Dans ce contexte, Delon pris d'une soudaine crise de lucidité, pousse cette logique au fond et rien ne lui importe plus que de trouver la réponse à ses questions, ''même si la déportation doit être au bout du chemin''
Delon court tout le long du film après des fantômes (la scène du château où Delon pénètre dans un univers hors du temps rappelle le Bal des Vampires de Roman Polanski), des cadavres marchant derrière leurs ombres, impression encore renforcée par la rafle finale.
Néanmoins, même si le film montre une passionnante réflexion autour des deux thèmes que sont la recherche de l'identité et la description minutieuse de l'administration de Vichy, le thème de M. Klein, c’est l’indifférence, ''l’inhumanité de l’homme envers l’homme''. Plus précisément, le film traite de l’inhumanité de la population française à l’égard de certains de ses représentants.
Ce n’est pas un film sur les méchants gangsters, comme Delon en a l'habitude, mais un film qui montre ce que des gens très ordinaires, tels que nous pouvons en rencontrer autour de nous, sont capables de faire subir à d’autres gens ordinaires…ça m'a fait froid dans le dos.
Monsieur Klein montre les revers de l’extrémisme dans une France franchement pas glorieuse. Aucune présence d’allemands ici bas, Losey touche donc là où ça fait mal en montrant bien que nous autres français avons été trop loin dans la persécution du peuple juif.
Car être juif à cette époque était bel et bien une honte. Monsieur Klein cherche d’ailleurs au début du film à tout faire pour prouver que c’est un ''bon français'' et qu’il n’a rien à voir avec cette communauté.
Losey réussit à nous faire tomber avec son personnage principal dans une atmosphère pleine d’insécurité, de doute. On envisage alors de multiples possibilités, piste d’interprétation. Robert Klein a-t-il vraiment un homonyme ? Est-il schizo ? Est-il vraiment juif ?
Le film semble trancher le portrait d’un homme qui, finalement conscient de l’absurdité de son Pays, décide qu’il n’a plus rien à perdre.
Et lors d’une scène follement virtuose au Vel d’hiv, Klein se perd dans la foule à la recherche de ce dernier, prenant le risque de se retrouver lui-même (sans raison valable) propulsé dans un camp de concentration.

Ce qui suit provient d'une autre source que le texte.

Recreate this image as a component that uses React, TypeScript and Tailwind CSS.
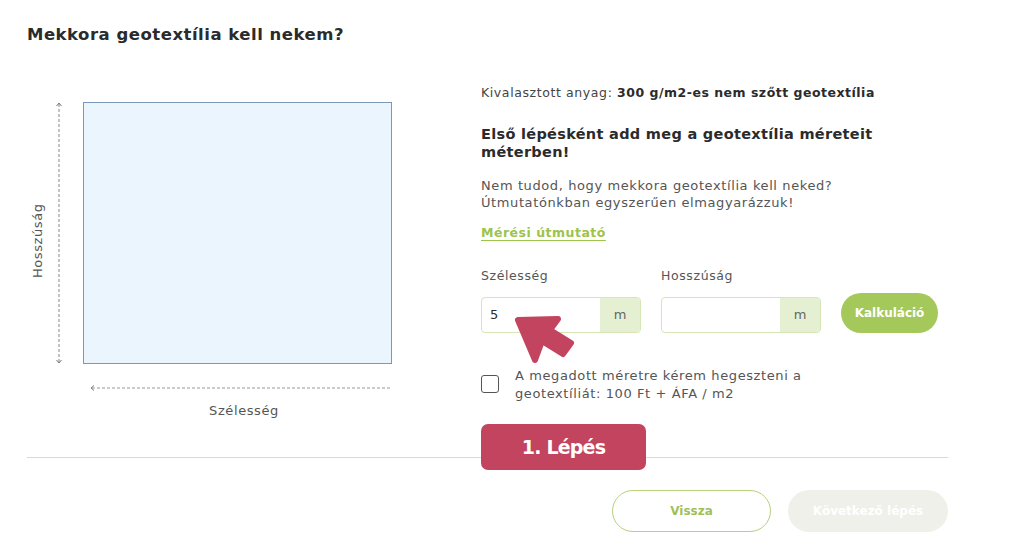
import React from "react";

const font = { fontFamily: '"DejaVu Sans", "Liberation Sans", sans-serif' };

export default function App() {
  return (
    <div className="w-[1024px] h-[560px] bg-white overflow-hidden text-[#2d2d2d]" style={font}>
      <div className="ml-[27px] w-[921px] pt-[25px]">
        <h1 className="text-[16.5px] leading-[20px] font-bold text-[#2b2b2b] tracking-[0.5px]">Mekkora geotextília kell nekem?</h1>
        <div className="flex mt-[39px]">
          {/* Left diagram */}
          <div className="w-[454px] pt-[18px]">
            <div className="flex">
              <div className="w-[20px] flex items-center justify-center">
                <span className="-rotate-90 translate-y-[8px] whitespace-nowrap text-[13px] text-[#555] tracking-[0.6px]">Hosszúság</span>
              </div>
              <div className="w-[24px] flex justify-center">
                <svg width="8" height="262" viewBox="0 0 8 262">
                  <line x1="4" y1="2" x2="4" y2="260" stroke="#888" strokeWidth="1" strokeDasharray="3 2" />
                  <polyline points="1.5,4 4,1 6.5,4" fill="none" stroke="#777" strokeWidth="1" />
                  <polyline points="1.5,258 4,261 6.5,258" fill="none" stroke="#777" strokeWidth="1" />
                </svg>
              </div>
              <div className="ml-[12px] w-[309px] h-[262px] bg-[#ebf5fe] border-[1.5px] border-[#7a98bb]"></div>
            </div>
            <div className="ml-[63px] mt-[20px] h-[8px]">
              <svg width="302" height="8" viewBox="0 0 302 8">
                <line x1="2" y1="4" x2="302" y2="4" stroke="#999" strokeWidth="1" strokeDasharray="3 2" />
                <polyline points="4,1.5 1,4 4,6.5" fill="none" stroke="#777" strokeWidth="1" />
              </svg>
            </div>
            <div className="ml-[66px] w-[302px] text-center mt-[10px] text-[13px] leading-[18px] text-[#555] tracking-[0.6px]">Szélesség</div>
          </div>
          {/* Right column */}
          <div className="flex-1">
            <p className="text-[12.5px] leading-[18px] text-[#444] tracking-[0.6px]">
              Kivalasztott anyag: <span className="font-bold text-[#2b2b2b] tracking-[0.5px]">300 g/m2-es nem szőtt geotextília</span>
            </p>
            <h2 className="mt-[23px] w-[420px] text-[14.5px] leading-[18px] font-bold text-[#2b2b2b] tracking-[0.3px]">
              Első lépésként add meg a geotextília méreteit méterben!
            </h2>
            <p className="mt-[16px] text-[13px] leading-[17px] text-[#555] tracking-[0.6px]">
              Nem tudod, hogy mekkora geotextília kell neked?
              <br />
              Útmutatónkban egyszerűen elmagyarázzuk!
            </p>
            <a className="block mt-[13px] text-[12.5px] leading-[18px] font-bold text-[#9dc44b] underline underline-offset-[3px] tracking-[0.5px]">Mérési útmutató</a>
            <div className="flex items-end mt-[25px] relative">
              <div className="w-[160px]">
                <div className="text-[12.5px] leading-[18px] text-[#555] tracking-[0.6px]">Szélesség</div>
                <div className="mt-[12px] h-[36px] flex border border-[#d6e5b6] rounded-[4px] overflow-hidden">
                  <div className="flex-1 flex items-center pl-[8px] text-[13px] text-[#2b2b2b]">5</div>
                  <div className="w-[40px] bg-[#e5f0d2] flex items-center justify-center text-[13px] text-[#666]">m</div>
                </div>
              </div>
              <div className="w-[160px] ml-[20px]">
                <div className="text-[12.5px] leading-[18px] text-[#555] tracking-[0.6px]">Hosszúság</div>
                <div className="mt-[12px] h-[36px] flex border border-[#d6e5b6] rounded-[4px] overflow-hidden">
                  <div className="flex-1"></div>
                  <div className="w-[40px] bg-[#e5f0d2] flex items-center justify-center text-[13px] text-[#666]">m</div>
                </div>
              </div>
              <button className="ml-[20px] w-[97px] h-[40px] rounded-full bg-[#a5c85b] text-white text-[12px] font-bold">Kalkuláció</button>
              <svg className="absolute left-[31px] top-[45px]" width="64" height="56" viewBox="0 0 64 56">
                <polygon
                  points="6,8 46,7 38,18 59,31 51,42 30,29 23,48"
                  fill="#c2445f"
                  stroke="#c2445f"
                  strokeWidth="6"
                  strokeLinejoin="round"
                />
              </svg>
            </div>
            <div className="flex mt-[34px]">
              <div className="w-[18px] h-[18px] mt-[8px] border-[1.5px] border-[#555] rounded-[3px]"></div>
              <p className="ml-[16px] text-[13px] leading-[18px] text-[#555] tracking-[0.6px]">
                A megadott méretre kérem hegeszteni a
                <br />
                geotextíliát: 100 Ft + ÁFA / m2
              </p>
            </div>
            <div className="relative z-10 mt-[21px] w-[165px] h-[46px] rounded-[7px] bg-[#c2445f] flex items-center justify-center text-white text-[19px] font-bold tracking-[-0.8px]">
              1. Lépés
            </div>
          </div>
        </div>
        <div className="-mt-[13px] h-px bg-[#d9d9d9]"></div>
        <div className="flex justify-end mt-[32px] gap-[17px]">
          <button className="w-[159px] h-[42px] rounded-full border-[1.5px] border-[#b7d17c] text-[#9fbf5a] text-[12px] font-bold">Vissza</button>
          <button className="w-[160px] h-[42px] rounded-full bg-[#eff0ea] text-white text-[12px] font-bold">Következő lépés</button>
        </div>
      </div>
    </div>
  );
}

Un thriller au suspens glacé, avec un Delon qui joue son rôle admirablement comme dans beaucoup de ses films, la mise en scène est également somptueuse et la distribution est géniale, avec de très bons acteurs comme : Michael londasle, Jean Bouise, Jeanne Moreau, la concierge Suzanne Flon.
Je ne vous en dirai pas plus sous peine de trop spoiler, mais ce film est une merveille, brillamment joué par un Delon qui m'a absorbé tout le long du film, j'en ai pas lâché une miette.Bref, que du brillant chez ce Losey, et même un Delon qui trouve là, l'un de ses plus beaux rôles.
Ce film m'a été conseillé par un(e) de mes éclaireurs que je remercie d'ailleurs au passage:)
Je l'avais vu étant plus jeune mais c'est un régal de l'avoir à nouveau revisionné.